The mere asking of such a question, or a similar one, shows how wrong-headed the interpretive approach of the plaintiffs is.
 It seems that, in the past 10 years or so, similar voluntary disclosure statements to the one employed here have been adopted by real estate boards across Canada. Almost inevitably, they have given rise to litigation over their meaning and reach.
 One of the leading cases is Alevizos v. Nirula, 2003 MBCA 148 (CanLII),  M.J. No. 433, 2003 MBCA 148 (Man. C.A.), a decision of the Manitoba Court of Appeal written by Chief Justice Scott. (This case was quoted with approval)
 It is important to emphasize that, unlike the situation in Alevizos case, the defendant purchasers in this case took the trouble to incorporate the SPIS document directly into the terms and conditions of the agreement.

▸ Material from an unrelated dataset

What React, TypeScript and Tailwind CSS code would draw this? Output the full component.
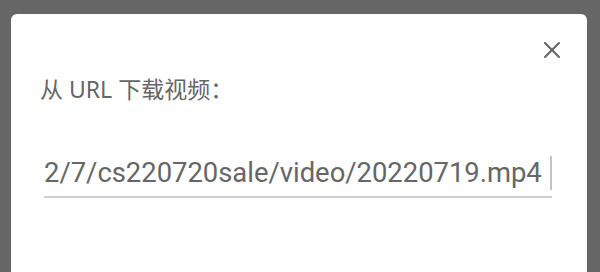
import { X } from 'lucide-react';

function App() {
  return (
    <div className="h-[272px] w-[600px] overflow-hidden bg-[#666666] pt-[14px] pl-[11px] pr-[13px]">
      {/* Dialog */}
      <div className="relative h-[300px] rounded-t-[6px] bg-white">
        <button className="absolute right-[21px] top-[22px] text-[#666666]">
          <X className="h-[28px] w-[28px]" strokeWidth={1.8} />
        </button>

        <div className="pt-[58px] pl-[29px]">
          <div
            className="text-[23px] leading-[34px] text-[#666666]"
            style={{ fontFamily: '"Noto Sans", "Noto Sans CJK SC", sans-serif' }}
          >
            从 URL 下载视频：
          </div>
        </div>

        {/* URL input */}
        <div className="mt-[45px] ml-[33px] mr-[35px]">
          <div className="flex h-[40px] items-center pt-[3px]">
            <span
              className="whitespace-nowrap text-[27.4px] leading-[36px] text-[#666666]"
              style={{ fontFamily: 'Roboto, sans-serif' }}
            >
              2/7/cs220720sale/video/20220719.mp4
            </span>
            <span className="ml-auto h-[34px] w-[2px] bg-[#c4c4c4]" />
          </div>
          <div className="mt-[5px] h-[2px] bg-[#cfcfcf]" />
        </div>
      </div>
    </div>
  );
}

export default App;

 In my view, this greatly strengthens the position of the defendants because they were relying on the SPIS, not as an outside document containing representations, but, rather, as a specific contractual commitment within the four corners of the agreement itself.
 I find as a fact that the SPIS answers in this case were clearly untrue on Mr. Kaufmann’s part and he knew them to be untrue when he answered “No” to all three questions and declined even to add some comments in the “Additional Comments” lines below the questions.
 With respect, Mr. Kaufmann cannot hide behind the back of his agent, Ms. Siskind, and evade legal responsibility by saying that he answered the questions as he did because of her advice. He must be answerable, in short, for his calculated non-answers.
 I agree…. that, once a vendor “breaks his silence” by signing the SPIS, the doctrine of caveat emptor falls away as a defence mechanism and the vendor must speak truthfully and completely about the matters raised in the unambiguous questions at issue here. In this case, the called-for truthful answers were an integral part of the contractual terms and the failure to provide truthful answers fully justified the defendants in refusing to close and asking for rescission of the agreement.
 The plaintiffs in argument, raised two points about the defendants’ conduct after the agreement had been signed which he said prevented their counterclaim from succeeding.
 First, it was argued that the waiver of the home inspection condition prevented rescission from being available to the defendants.
 The home inspection was, of course, conducted by Mr. Hiemstra on July 22 and Mr. Gibson was present with him as he examined the home. His inspection report disclosed nothing of consequence with the result that the purchasers signed a waiver of the condition two days later on July 24.
 I cannot accept (the plaintiffs’ counsel’s) submission that this waiver of the home inspection condition somehow means, at the same time, that the purchasers waived their right to rely on the untrue answers in the SPIS form, as incorporated in the agreement.
 It is a matter of obvious fact that home inspections may not discover things that are not visible to the naked eye and, in this home, the home inspection could not realistically discover what had happened in February and the repairs which had been done then. In fact, the Hickman Mount repair work had covered up what had happened.
 In short, there is simply no support for an argument that the limited waiver as to the home inspection should embrace the SPIS misrepresentations and eviscerate them.
(Sections omitted, not relevant to SPIS discussion)
 In sum, I conclude that the plaintiffs deliberately withheld information from the purchasers in the answers to questions 7 to 9 of the SPIS, information that was strongly relevant to the purchasers in deciding whether to sign the agreement. Since the SPIS form was incorporated in the agreement, the non-disclosure was tantamount to false representations as to the condition of the home and justifies rescission.
 An order will go dismissing the plaintiffs action, and an order will issue under the counterclaim declaring that the agreement is rescinded.”
This case is particularly important because it deals with the SPIS document and basically outlines instructions on how to complete it safely. The document is to be broadly interpreted. Do not use a narrow focus. It is to be viewed from the perspective of what a purchaser would reasonably want to know. Forget about a narrow, technical meaning. That can only get a vendor and the vendor’s agent in trouble.
The document deals with issues and the past is quite relevant. It is certainly not to be forgotten. Do not impose a narrow, “today only”, “present tense” meaning on the case. That will expose the vendor to risk. Better to decline to complete the document at all, than to offer part answers or half-truths.